Malaysia Airlines Parent Weighs COMAC Jet Purchase Amid Industry Delays(Yicai) Oct.30 -- Malaysia Aviation Group, the owner of brands Malaysia Airlines, Firefly, and MASwings, is “seriously” considering aircraft from the Commercial Aircraft Corporation of China for its future fleet, as part of its long-term development plan through 2035 to 2040, the group’s managing director told Yicai in an exclusive interview.
“We are evaluating aircraft models that can support the group’s growth, and COMAC models are also under consideration -- we take this very seriously,” said Datuk Captain Izham Ismail, group managing director of MAG.
The evaluation is part of the airline's plans for the five-year period ending in 2040. "Our communication with COMAC began last year, deepened further in the second quarter of this year, and we will continue to evaluate the C919 as a potential candidate for Malaysia Airlines’ future fleet."
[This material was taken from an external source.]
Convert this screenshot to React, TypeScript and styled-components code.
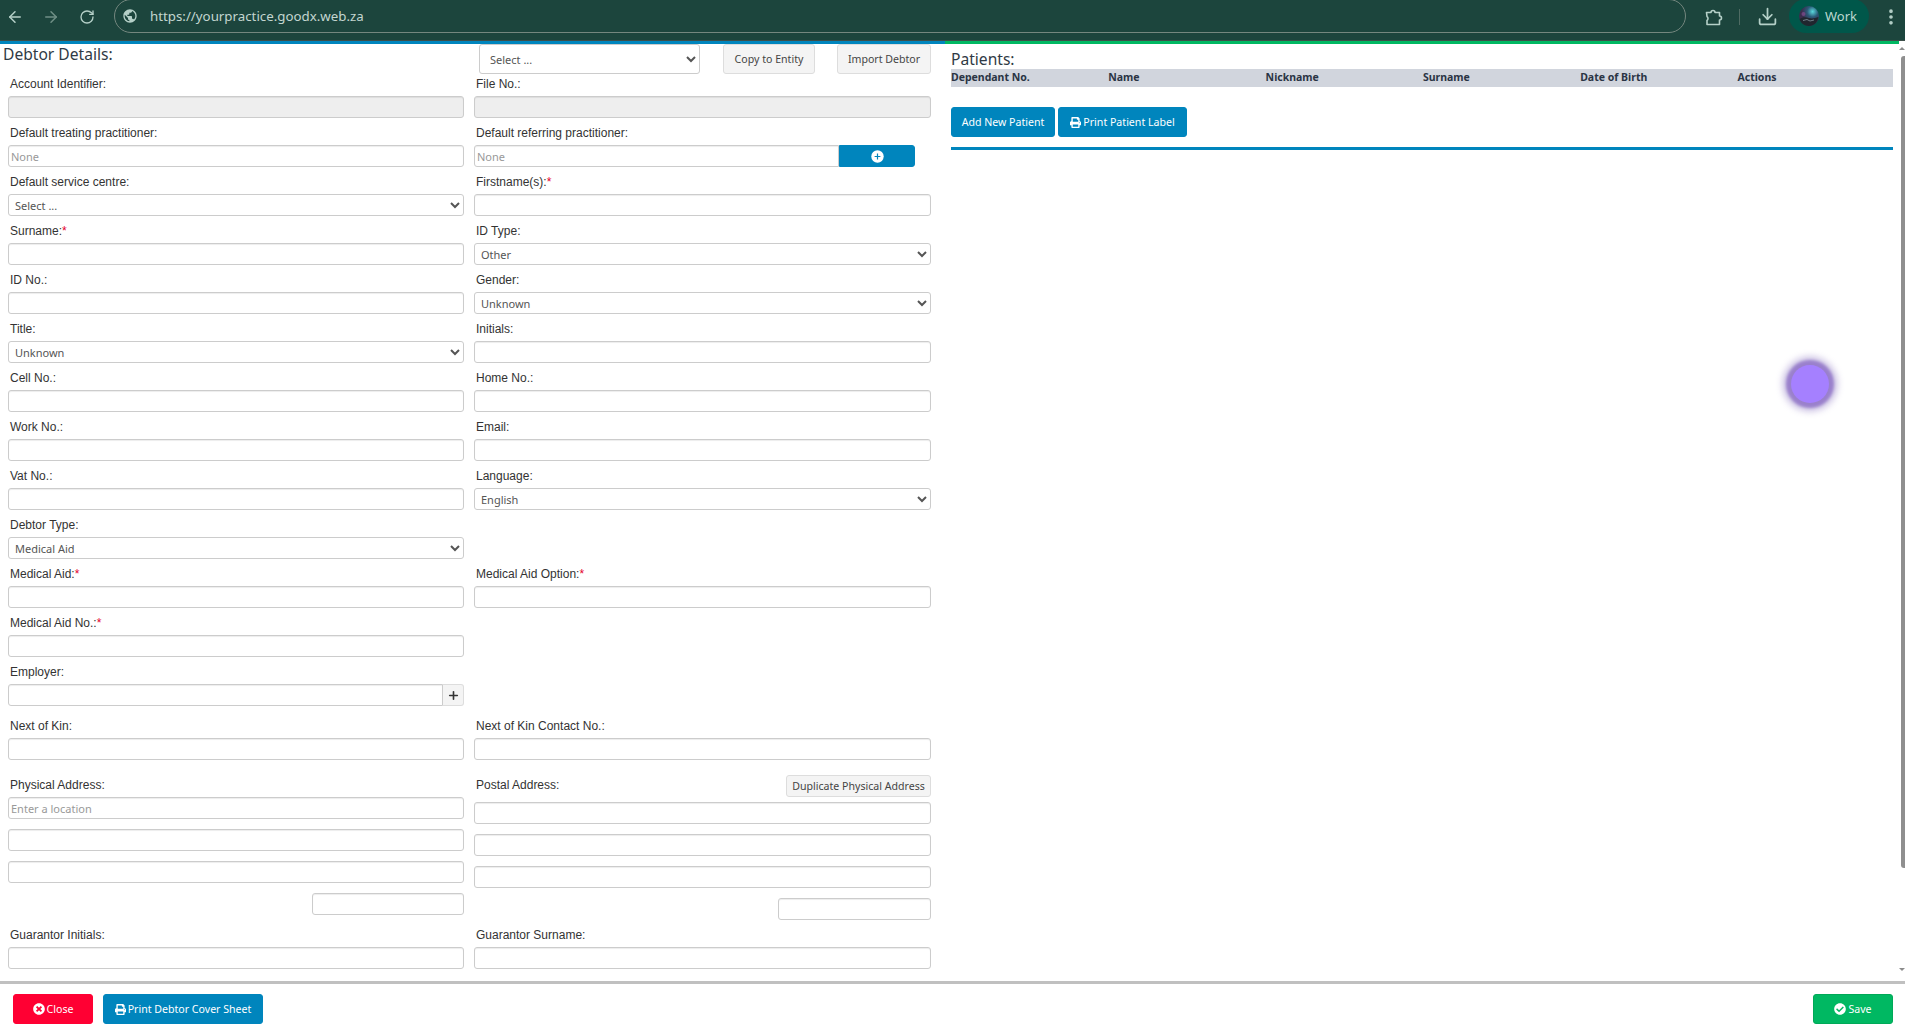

The group is currently focused on the larger C919 narrow-body aircraft, though Ismail emphasized a cautious approach as the airline continues its post-pandemic recovery. “Any business decision must consider innovation, safety, airworthiness certification, operational feasibility, and most importantly, commercial value,” he said, adding that a final decision “may be made around 2026.”
Ismail said the airline has not yet inquired about delivery timelines or visited COMAC’s facilities.
Industry-Wide Delays
Malaysia Airlines’ evaluation of new manufacturers comes amid widespread aircraft delivery delays affecting global carriers. “We are facing delivery delays for all aircraft models, ranging from three to six months,” Ismail said, attributing the setbacks to ongoing supply chain disruptions. “Honestly, original equipment manufacturers need to do better.”
The delays extend to engine maintenance, with overhauls that normally take about two months now stretching up to a year. This includes engines from Rolls-Royce and Pratt & Whitney, though GE is doing much better now, he said.
“I want to praise GE because they understand customer needs,” Ismail said, adding that the American conglomerate has worked very closely with MAG, significantly improving engine turnaround times.
Ismail does not expect the situation to improve soon. “In my crystal ball -- not soon. Maybe in three to five years,” he told Yicai, citing geopolitical tensions, material shortages from the war in Ukraine, and a post-pandemic loss of skilled labor as major factors.
Despite these challenges, he argued that OEMs could do more. “OEMs still have other ways to improve engine turnaround efficiency—for example, if maintenance that originally took 50 days is delayed due to raw materials, they should shorten the time as much as possible.”
Impact on China Recovery
These industry-wide delivery delays have also slowed Malaysia Airlines’ capacity recovery in China, despite passenger demand already returning to pre-pandemic levels. Ismail said current capacity stands at about 70 percent of pre-pandemic levels.
“We are adjusting our route network and hope to increase capacity on Chinese routes next year,” he said, adding that new A330neo deliveries could accelerate the recovery if they arrive on schedule.
The carrier plans to launch a Chengdu route in January 2026 and is also considering Shenzhen.
Despite capacity constraints, performance remains strong. Bookings from China during the recent Golden Week holiday rose 41 percent year on year, with an overall load factor of 82 percent and business class occupancy above 90 percent. Around 60 percent of passengers from China use Kuala Lumpur as a transit hub to destinations including Indonesia, the Maldives, and Australia.
This reflects a clear post-pandemic trend toward premium travel, Ismail observed. “The business class on Australian routes is often full,” the executive said. “I wanted to return to Malaysia tomorrow, but there were no business class seats available—I have to wait another day. That’s the real situation of growing premium demand.”